Today I am taking inventory and within that re-committing myself to the work that I am doing as a teacher – with a new starting-point and direction. I invite you to walk with me here:
It has been a year since I started working as a teacher in the Swedish school system.
Today one of my students asked me if I liked teaching children. She is 7. I answered that I like it a lot and this is true. I learn something new every day, about children, about communication, about relationships, about the school system, about scheduling and organizing and about teaching. It has taken me the better part of a year to establish an effective way of teaching. When I started the job, I came to a position where no lesson material or books existed, without any experience with teaching. (I’ve worked in preschools previously but never with older children in a school setting). So it has taken me quite a while to build up lesson materials and a functioning curricular. In addition to this, I teach 40 children from age 1 – 16 who is each on completely different levels and thus requires some form of individual lesson plan. I teach them on up to 25 different schools so I spend my week taking the bus or train or ride my bike from place to place, having almost more time transporting myself around than I do actually teaching. The time dedicated to planning my lessons are allocated to evenings, early mornings, weekends and holidays and I have finally found a way that works for me and where the students actually learn something and where I don’t have to spend every waking moment thinking about schedules and planning lessons.
I have been told by my colleagues, who has been the single most important point of support in this process, that it takes up to 2 years before a new teacher is ‘settled’ and can stop running around like a beheaded chicken. Because a lot of what I do can only work in a trial-and-error kind of fashion and I have learned that this is okay. This job has been humbling to me. And when I when I came back this January after the Christmas holidays I was very reluctant and resisted going to work.

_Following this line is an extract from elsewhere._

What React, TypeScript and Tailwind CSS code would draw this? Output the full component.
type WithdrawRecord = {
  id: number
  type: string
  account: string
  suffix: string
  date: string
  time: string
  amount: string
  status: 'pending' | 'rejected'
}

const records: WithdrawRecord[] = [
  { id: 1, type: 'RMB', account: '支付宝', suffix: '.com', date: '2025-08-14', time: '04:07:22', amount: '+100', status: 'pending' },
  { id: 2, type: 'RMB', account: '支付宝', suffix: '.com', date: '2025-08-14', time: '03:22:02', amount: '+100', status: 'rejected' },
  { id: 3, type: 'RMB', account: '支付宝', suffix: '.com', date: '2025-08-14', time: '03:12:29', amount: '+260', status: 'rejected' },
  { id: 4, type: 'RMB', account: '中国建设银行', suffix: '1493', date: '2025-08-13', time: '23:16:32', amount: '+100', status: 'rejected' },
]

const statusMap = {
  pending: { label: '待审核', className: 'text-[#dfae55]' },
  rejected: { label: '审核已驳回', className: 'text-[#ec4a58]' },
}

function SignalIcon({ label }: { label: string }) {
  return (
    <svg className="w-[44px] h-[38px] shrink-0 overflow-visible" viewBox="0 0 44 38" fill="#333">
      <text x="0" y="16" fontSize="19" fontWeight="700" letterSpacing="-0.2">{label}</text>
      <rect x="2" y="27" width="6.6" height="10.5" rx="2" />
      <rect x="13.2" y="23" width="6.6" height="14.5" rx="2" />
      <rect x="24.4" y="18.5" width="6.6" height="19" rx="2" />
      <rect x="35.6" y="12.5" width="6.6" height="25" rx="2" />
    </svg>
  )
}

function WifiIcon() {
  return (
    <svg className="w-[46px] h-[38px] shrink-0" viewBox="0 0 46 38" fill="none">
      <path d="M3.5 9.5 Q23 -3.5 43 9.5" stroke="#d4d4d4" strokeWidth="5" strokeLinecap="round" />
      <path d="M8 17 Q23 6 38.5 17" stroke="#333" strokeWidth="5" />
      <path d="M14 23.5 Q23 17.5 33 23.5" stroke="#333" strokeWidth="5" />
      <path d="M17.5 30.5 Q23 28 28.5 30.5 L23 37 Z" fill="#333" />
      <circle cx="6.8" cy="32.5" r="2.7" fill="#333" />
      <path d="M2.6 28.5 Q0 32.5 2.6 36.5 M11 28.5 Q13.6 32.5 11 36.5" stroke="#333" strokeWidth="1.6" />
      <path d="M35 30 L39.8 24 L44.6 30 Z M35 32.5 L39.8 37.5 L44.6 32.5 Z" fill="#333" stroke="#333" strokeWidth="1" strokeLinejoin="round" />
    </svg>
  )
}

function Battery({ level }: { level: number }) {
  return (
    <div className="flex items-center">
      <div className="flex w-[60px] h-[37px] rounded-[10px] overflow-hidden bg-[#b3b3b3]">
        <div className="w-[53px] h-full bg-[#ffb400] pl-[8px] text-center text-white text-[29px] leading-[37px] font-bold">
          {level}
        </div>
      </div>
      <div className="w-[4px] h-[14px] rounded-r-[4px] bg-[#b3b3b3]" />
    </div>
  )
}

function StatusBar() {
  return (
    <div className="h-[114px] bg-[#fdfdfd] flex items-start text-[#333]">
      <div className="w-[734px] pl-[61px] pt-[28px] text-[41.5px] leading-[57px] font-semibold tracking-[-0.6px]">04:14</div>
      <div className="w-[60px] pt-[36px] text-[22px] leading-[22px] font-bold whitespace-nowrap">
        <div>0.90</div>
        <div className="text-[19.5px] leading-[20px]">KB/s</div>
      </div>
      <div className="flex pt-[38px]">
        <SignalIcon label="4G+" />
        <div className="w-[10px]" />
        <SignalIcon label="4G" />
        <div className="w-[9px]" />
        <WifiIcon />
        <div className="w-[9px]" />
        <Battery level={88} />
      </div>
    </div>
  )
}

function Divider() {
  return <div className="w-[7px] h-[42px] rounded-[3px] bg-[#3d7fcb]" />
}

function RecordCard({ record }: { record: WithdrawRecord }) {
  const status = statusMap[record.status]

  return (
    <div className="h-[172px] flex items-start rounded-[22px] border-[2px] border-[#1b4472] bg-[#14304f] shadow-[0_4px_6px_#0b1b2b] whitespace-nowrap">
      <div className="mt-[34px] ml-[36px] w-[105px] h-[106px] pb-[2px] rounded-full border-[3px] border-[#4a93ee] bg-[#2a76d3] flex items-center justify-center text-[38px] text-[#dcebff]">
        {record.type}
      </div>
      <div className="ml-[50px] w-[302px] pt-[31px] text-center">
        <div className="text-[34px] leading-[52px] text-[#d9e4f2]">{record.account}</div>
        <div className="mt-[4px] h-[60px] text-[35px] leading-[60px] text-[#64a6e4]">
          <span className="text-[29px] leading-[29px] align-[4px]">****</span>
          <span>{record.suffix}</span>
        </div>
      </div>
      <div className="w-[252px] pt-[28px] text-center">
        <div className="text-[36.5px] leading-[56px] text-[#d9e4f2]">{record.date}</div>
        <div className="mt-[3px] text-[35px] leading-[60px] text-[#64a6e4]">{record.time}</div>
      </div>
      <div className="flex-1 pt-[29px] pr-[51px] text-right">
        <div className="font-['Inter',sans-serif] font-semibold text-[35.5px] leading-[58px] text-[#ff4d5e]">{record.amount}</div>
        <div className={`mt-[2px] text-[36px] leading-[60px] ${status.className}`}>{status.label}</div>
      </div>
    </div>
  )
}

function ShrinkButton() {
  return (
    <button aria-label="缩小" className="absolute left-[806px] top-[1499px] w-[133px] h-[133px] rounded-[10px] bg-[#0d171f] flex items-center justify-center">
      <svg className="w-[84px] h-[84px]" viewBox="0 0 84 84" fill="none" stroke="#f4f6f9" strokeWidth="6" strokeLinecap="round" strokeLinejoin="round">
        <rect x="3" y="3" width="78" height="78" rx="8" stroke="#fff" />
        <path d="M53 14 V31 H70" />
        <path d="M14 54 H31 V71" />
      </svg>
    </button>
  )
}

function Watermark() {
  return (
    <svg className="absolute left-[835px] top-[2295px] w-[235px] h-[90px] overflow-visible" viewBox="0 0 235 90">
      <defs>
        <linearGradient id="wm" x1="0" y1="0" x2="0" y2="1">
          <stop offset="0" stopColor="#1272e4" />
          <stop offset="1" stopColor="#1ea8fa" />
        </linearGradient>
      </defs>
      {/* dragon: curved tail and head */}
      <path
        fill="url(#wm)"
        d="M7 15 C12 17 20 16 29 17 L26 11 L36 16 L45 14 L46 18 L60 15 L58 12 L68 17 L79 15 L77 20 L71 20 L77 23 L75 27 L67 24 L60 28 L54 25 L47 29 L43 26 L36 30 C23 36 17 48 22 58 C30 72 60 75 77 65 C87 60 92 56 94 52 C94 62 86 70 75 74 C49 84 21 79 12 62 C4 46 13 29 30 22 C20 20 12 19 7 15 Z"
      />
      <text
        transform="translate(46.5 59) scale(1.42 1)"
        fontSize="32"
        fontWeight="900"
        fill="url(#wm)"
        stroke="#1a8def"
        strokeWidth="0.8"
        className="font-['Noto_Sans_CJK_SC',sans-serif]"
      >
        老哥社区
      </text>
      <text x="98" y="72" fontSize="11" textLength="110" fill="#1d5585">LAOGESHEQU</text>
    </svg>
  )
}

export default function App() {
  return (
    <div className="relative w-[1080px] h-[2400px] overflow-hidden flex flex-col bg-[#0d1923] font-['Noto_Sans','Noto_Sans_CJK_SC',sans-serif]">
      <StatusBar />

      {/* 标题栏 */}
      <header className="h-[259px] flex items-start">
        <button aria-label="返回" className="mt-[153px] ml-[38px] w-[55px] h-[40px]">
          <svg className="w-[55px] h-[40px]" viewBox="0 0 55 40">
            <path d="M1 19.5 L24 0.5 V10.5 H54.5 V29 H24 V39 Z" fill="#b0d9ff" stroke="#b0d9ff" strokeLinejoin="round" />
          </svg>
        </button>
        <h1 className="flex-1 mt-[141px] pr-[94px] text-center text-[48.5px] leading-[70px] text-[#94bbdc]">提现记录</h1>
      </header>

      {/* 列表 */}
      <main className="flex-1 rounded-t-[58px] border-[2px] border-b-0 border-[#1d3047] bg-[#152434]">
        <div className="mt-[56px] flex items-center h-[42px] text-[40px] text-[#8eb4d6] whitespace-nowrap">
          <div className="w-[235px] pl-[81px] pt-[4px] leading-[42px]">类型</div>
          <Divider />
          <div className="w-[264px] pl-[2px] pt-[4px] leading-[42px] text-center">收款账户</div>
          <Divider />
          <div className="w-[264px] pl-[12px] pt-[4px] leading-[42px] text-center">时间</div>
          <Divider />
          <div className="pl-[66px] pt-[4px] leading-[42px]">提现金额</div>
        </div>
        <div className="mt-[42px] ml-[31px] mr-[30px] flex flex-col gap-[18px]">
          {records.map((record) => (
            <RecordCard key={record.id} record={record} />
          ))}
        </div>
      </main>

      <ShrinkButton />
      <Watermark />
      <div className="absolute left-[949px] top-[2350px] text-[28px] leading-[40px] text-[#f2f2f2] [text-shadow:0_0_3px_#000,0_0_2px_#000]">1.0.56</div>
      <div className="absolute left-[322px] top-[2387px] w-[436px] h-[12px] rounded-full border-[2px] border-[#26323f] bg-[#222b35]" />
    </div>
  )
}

When it has been at its worst, I have thought only about making it through the week, counting the days until the weekend and then felt frustrated and stressed when realizing how short the Saturdays and Sundays goes by.
So today I had a chat with myself about this point, about how I’ve pitied myself because I have to go to work, about how petrified and desperate I’ve felt every week when Monday came around. I know that many people in this world feel the same way; we know that we are virtually existing as work-hamsters in the hamster wheel of the global economy, we know that there is no escape, we know that we have no choice but to do it – – and still there is a part of us, an awareness that this is not how it is supposed to be, that this is not how life is supposed to be. Now – obviously within the current world-system there are no alternatives to the daily rut of day (and night) labor in all its various shapes and forms. Sure, we are offered the seductive illusory carrot that is American Idol or Professional sports – but we all know how slim the chances of getting into such a position are, how few people win the lottery. And if you’ve seen the movies The Island or The Matrix or the Hunger Games you know for a fact that there is no bounty beach waiting for us at the end of a hard working life. (If not I suggest go watching them).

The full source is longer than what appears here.